À partir des premiers événements de 1789, toute la vie de Lanthenas semble se mouvoir entre Brissot, les Roland, Bosc et Bancal.

Dès le début, il est un des rédacteurs habituels du Patriote français. Il lui communique les lettres qu’il reçoit du Puy (voir les nos des 13 et 2 août, 6 décembre 1789, 27 mai 1790, etc.,), il lui donne des articles, mais il y traite surtout les questions qui lui tiennent le plus au cœur. — l’abolition de la traite des noirs, la liberté indéfinie de la presse et l’abolition du droit d’aînesse.

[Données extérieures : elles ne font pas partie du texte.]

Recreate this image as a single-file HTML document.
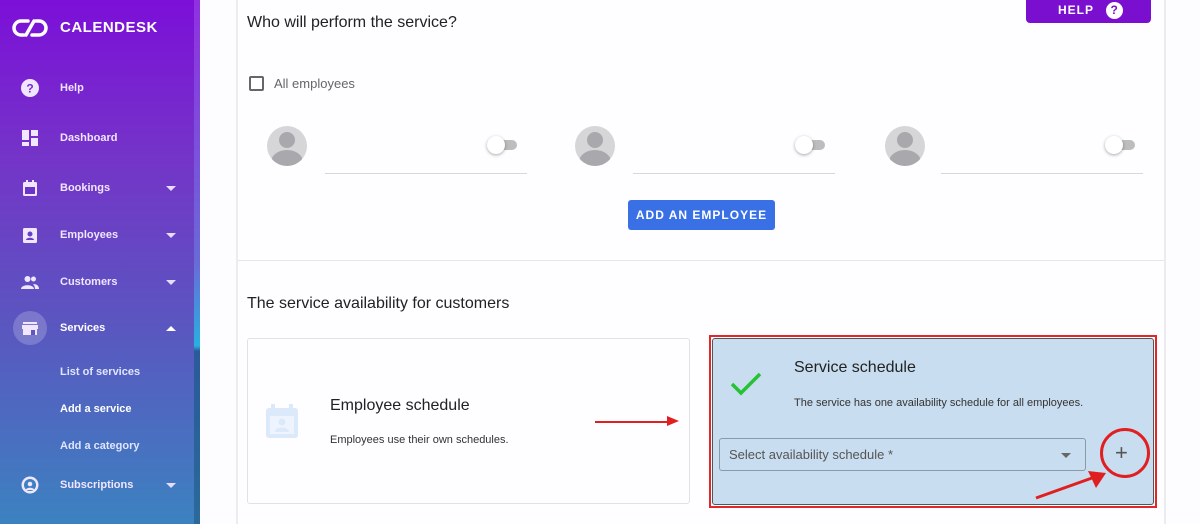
<!DOCTYPE html>
<html><head><style>
*{margin:0;padding:0;box-sizing:border-box}
body{width:1200px;height:524px;overflow:hidden;font-family:"Liberation Sans",sans-serif;background:#fdfcfe;position:relative}
.sb{position:absolute;left:0;top:0;width:200px;height:524px;background:linear-gradient(180deg,#7c0fd8 0%,#7434c8 30%,#5c54c0 60%,#3c82c0 100%)}
.sb .scr{position:absolute;left:194px;top:0;width:6px;height:524px;background:linear-gradient(180deg,#9030e0 0%,#6a6ad8 50%,#28b0e0 66%,#2a5a9a 67%,#2a6a9a 100%)}
.logo{position:absolute;left:60px;top:19px;color:#fff;font-weight:bold;font-size:15px;letter-spacing:0.5px}
.it{position:absolute;left:60px;color:#f1e6ff;font-size:11px;font-weight:bold}
.ic{position:absolute;left:21px;width:18px;height:18px}
.car{position:absolute;left:166px;width:0;height:0;border-left:5px solid transparent;border-right:5px solid transparent;border-top:5px solid #e8dcff}
.main{position:absolute;left:236px;top:0;width:930px;height:524px;border-left:2px solid #ececf0;border-right:2px solid #ececf0;background:#fefdff}
.t{position:absolute;color:#222;font-size:16px}
.tog{position:absolute;width:26px;height:10px;border-radius:5px;background:#bdbdbd}
.tog:before{content:"";position:absolute;left:-4px;top:-4px;width:18px;height:18px;border-radius:50%;background:#fff;box-shadow:0 1px 3px rgba(0,0,0,.35)}
.av{position:absolute;width:40px;height:40px;border-radius:50%;background:#d6d6d8;overflow:hidden}
.av:before{content:"";position:absolute;left:12px;top:6px;width:16px;height:16px;border-radius:50%;background:#a9a9ad}
.av:after{content:"";position:absolute;left:4px;top:24px;width:32px;height:24px;border-radius:50% 50% 0 0;background:#a9a9ad}
.ln{position:absolute;height:1px;background:#d8d8d8}
</style></head><body>
<div class="sb">
<div class="scr"></div>
<svg style="position:absolute;left:12px;top:18px" width="36" height="20" viewBox="0 0 36 20"><path d="M16 3H9a7 7 0 0 0 0 14h3M20 17h7a7 7 0 0 0 0-14h-3M14 17l8-14" stroke="#fff" stroke-width="3.5" fill="none" stroke-linecap="round"/></svg>
<div class="logo">CALENDESK</div>
<svg class="ic" style="top:79px" viewBox="0 0 18 18"><circle cx="9" cy="9" r="9" fill="#f1e6ff"/><text x="9" y="13.5" font-size="12" font-weight="bold" text-anchor="middle" fill="#7a2ad0" font-family="Liberation Sans">?</text></svg>
<div class="it" style="top:82px">Help</div>
<svg class="ic" style="top:129px" viewBox="0 0 18 18" fill="#f1e6ff"><rect x="1" y="1" width="7" height="10"/><rect x="10" y="1" width="7" height="6"/><rect x="1" y="13" width="7" height="4"/><rect x="10" y="9" width="7" height="8"/></svg>
<div class="it" style="top:132px">Dashboard</div>
<svg class="ic" style="top:179px" viewBox="0 0 18 18"><rect x="2" y="3" width="14" height="14" rx="1.5" fill="#f1e6ff"/><rect x="4" y="8" width="10" height="7" fill="#6a35c8"/><rect x="5" y="1" width="2" height="4" fill="#f1e6ff"/><rect x="11" y="1" width="2" height="4" fill="#f1e6ff"/></svg>
<div class="it" style="top:182px">Bookings</div><div class="car" style="top:186px"></div>
<svg class="ic" style="top:226px" viewBox="0 0 18 18"><rect x="2" y="2" width="14" height="15" rx="1.5" fill="#f1e6ff"/><circle cx="9" cy="8" r="2.5" fill="#6440c4"/><path d="M5 14c0-3 8-3 8 0z" fill="#6440c4"/></svg>
<div class="it" style="top:229px">Employees</div><div class="car" style="top:233px"></div>
<svg class="ic" style="top:273px" viewBox="0 0 18 18" fill="#f1e6ff"><circle cx="6.5" cy="6" r="3"/><circle cx="12.5" cy="6" r="2.5"/><path d="M0 16c0-5 13-5 13 0z"/><path d="M12 11c4 0 6 2 6 5h-4c0-2-1-4-2-5z"/></svg>
<div class="it" style="top:276px">Customers</div><div class="car" style="top:280px"></div>
<div style="position:absolute;left:13px;top:311px;width:34px;height:34px;border-radius:50%;background:rgba(255,255,255,.2)"></div>
<svg class="ic" style="top:319px" viewBox="0 0 18 18" fill="#f1e6ff"><rect x="2" y="3" width="14" height="2"/><rect x="1" y="6" width="16" height="4"/><rect x="2" y="10" width="14" height="6"/><rect x="10" y="11" width="4" height="5" fill="#5d58bf"/></svg>
<div class="it" style="top:322px;color:#fff">Services</div>
<div class="car" style="top:326px;border-top:0;border-bottom:5px solid #fff"></div>
<div class="it" style="top:366px;font-weight:bold;color:#dfe6ff">List of services</div>
<div class="it" style="top:403px;color:#fff">Add a service</div>
<div class="it" style="top:440px;color:#dfe6ff">Add a category</div>
<svg class="ic" style="top:476px" viewBox="0 0 18 18"><circle cx="9" cy="9" r="8.5" fill="#f1e6ff"/><circle cx="9" cy="9" r="6" fill="#3f80c0"/><circle cx="9" cy="8" r="2.3" fill="#f1e6ff"/><path d="M4.5 14c1-3 8-3 9 0z" fill="#f1e6ff"/></svg>
<div class="it" style="top:479px">Subscriptions</div><div class="car" style="top:483px"></div>
</div>

<div class="main">
<div class="t" style="left:9px;top:14px">Who will perform the service?</div>
<div style="position:absolute;left:11px;top:76px;width:15px;height:15px;border:2px solid #666;border-radius:2px"></div>
<div style="position:absolute;left:36px;top:76px;font-size:13px;color:#666">All employees</div>
<div class="av" style="left:29px;top:126px"></div><div class="ln" style="left:87px;top:173px;width:202px"></div><div class="tog" style="left:253px;top:140px"></div>
<div class="av" style="left:337px;top:126px"></div><div class="ln" style="left:395px;top:173px;width:202px"></div><div class="tog" style="left:561px;top:140px"></div>
<div class="av" style="left:647px;top:126px"></div><div class="ln" style="left:703px;top:173px;width:202px"></div><div class="tog" style="left:871px;top:140px"></div>
<div style="position:absolute;left:390px;top:200px;width:147px;height:30px;background:#3a70e6;border-radius:3px;color:#fff;font-size:12px;font-weight:bold;letter-spacing:1px;text-align:center;line-height:30px">ADD AN EMPLOYEE</div>
<div style="position:absolute;left:788px;top:0;width:125px;height:23px;background:#7a0fd0;border-radius:0 0 4px 4px;color:#fff;font-size:12px;font-weight:bold;letter-spacing:1px;line-height:21px;padding-left:32px">HELP <span style="display:inline-block;width:17px;height:17px;border-radius:50%;background:#fff;color:#7a0fd0;text-align:center;line-height:17px;margin-left:8px;font-size:12px">?</span></div>
<div class="ln" style="left:0;top:260px;width:926px;background:#e6e6ea"></div>
<div class="t" style="left:9px;top:295px">The service availability for customers</div>
<div style="position:absolute;left:9px;top:338px;width:443px;height:166px;border:1px solid #e2e2e6;border-radius:3px;background:#fefdff"></div>
<svg style="position:absolute;left:27px;top:404px" width="34" height="36" viewBox="0 0 34 36"><rect x="1" y="4" width="32" height="30" rx="3" fill="#dbe9fb"/><rect x="6" y="0" width="4" height="8" fill="#dbe9fb"/><rect x="24" y="0" width="4" height="8" fill="#dbe9fb"/><rect x="5" y="12" width="24" height="18" fill="#eef4fd"/><circle cx="17" cy="18" r="3.5" fill="#dbe9fb"/><path d="M10 28c0-6 14-6 14 0z" fill="#dbe9fb"/></svg>
<div class="t" style="left:92px;top:397px">Employee schedule</div>
<div style="position:absolute;left:92px;top:434px;font-size:11px;color:#333">Employees use their own schedules.</div>
<div style="position:absolute;left:357px;top:421px;width:78px;height:2px;background:#e02020"></div>
<div style="position:absolute;left:429px;top:416px;border-left:12px solid #e02020;border-top:5px solid transparent;border-bottom:5px solid transparent"></div>
<div style="position:absolute;left:471px;top:335px;width:448px;height:173px;border:2px solid #e02828"></div>
<div style="position:absolute;left:474px;top:338px;width:442px;height:167px;background:#c8ddef;border:1px solid #555;border-radius:3px"></div>
<svg style="position:absolute;left:492px;top:372px" width="32" height="24" viewBox="0 0 32 24"><path d="M2 12l9 9L30 2" stroke="#25c234" stroke-width="3.5" fill="none"/></svg>
<div class="t" style="left:556px;top:359px">Service schedule</div>
<div style="position:absolute;left:556px;top:397px;font-size:11px;color:#333">The service has one availability schedule for all employees.</div>
<div style="position:absolute;left:481px;top:438px;width:367px;height:33px;border:1px solid #8a9aa8;border-radius:3px"></div>
<div style="position:absolute;left:491px;top:447px;font-size:13px;color:#555">Select availability schedule *</div>
<div style="position:absolute;left:823px;top:453px;border-left:5px solid transparent;border-right:5px solid transparent;border-top:5px solid #666"></div>
<div style="position:absolute;left:862px;top:428px;width:50px;height:50px;border:3px solid #e02020;border-radius:50%"></div>
<div style="position:absolute;left:877px;top:440px;font-size:22px;color:#555;font-weight:300">+</div>
<svg style="position:absolute;left:794px;top:470px" width="80" height="40" viewBox="0 0 80 40"><path d="M4 28L60 8" stroke="#e02020" stroke-width="3"/><path d="M74 3L56 1l8 17z" fill="#e02020"/></svg>
</div>
</body></html>
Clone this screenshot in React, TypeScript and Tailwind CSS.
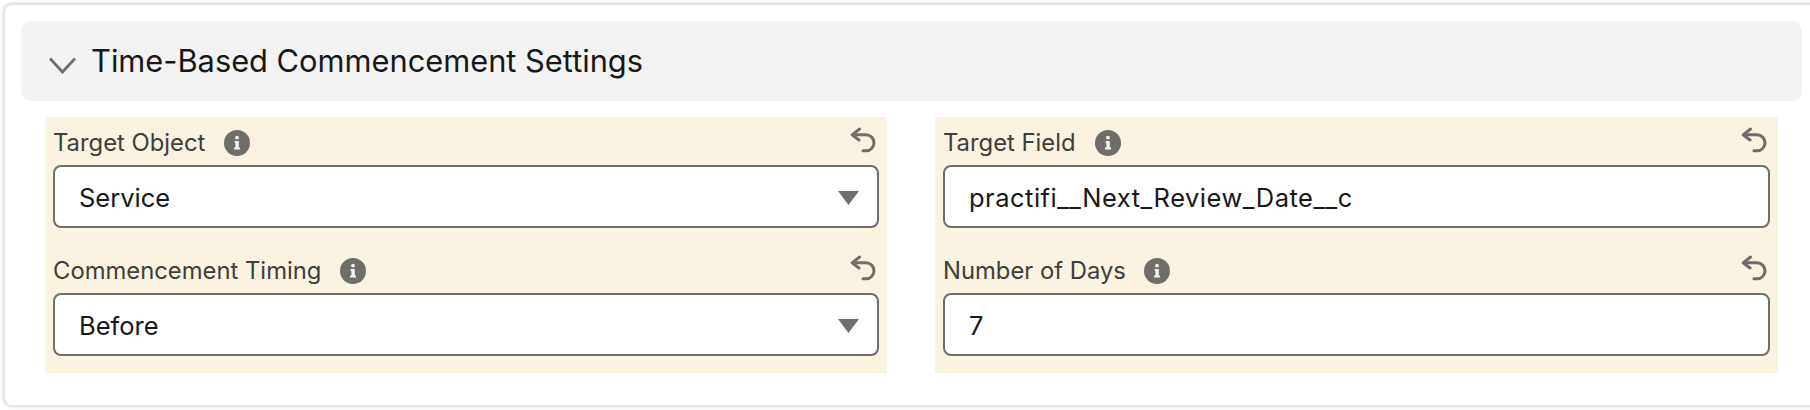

Son livre sur ce dernier sujet, commencé, comme nous l’avons dit, dès la fin de 1784, continué au Clos en 1785, parut enfin[11] en août 1789 « à l’imprimerie du Cercle social, rue du Théâtre-Français, no 4 », et fut mis en vente « chez Visse, libraire, rue de la Harpe, 3 livres ». Il était longuement intitulé : « Inconvénients du droit d’aînesse, ouvrage dans lequel on démontre que toute distinction entre les enfants d’une même famille entraîne une foule de maux politiques, moraux et physiques, par M. Lanthenas, docteur en médecine et de la Société des amis des noirs de Paris », il fut annoncé dans le Patriote français du 18 septembre.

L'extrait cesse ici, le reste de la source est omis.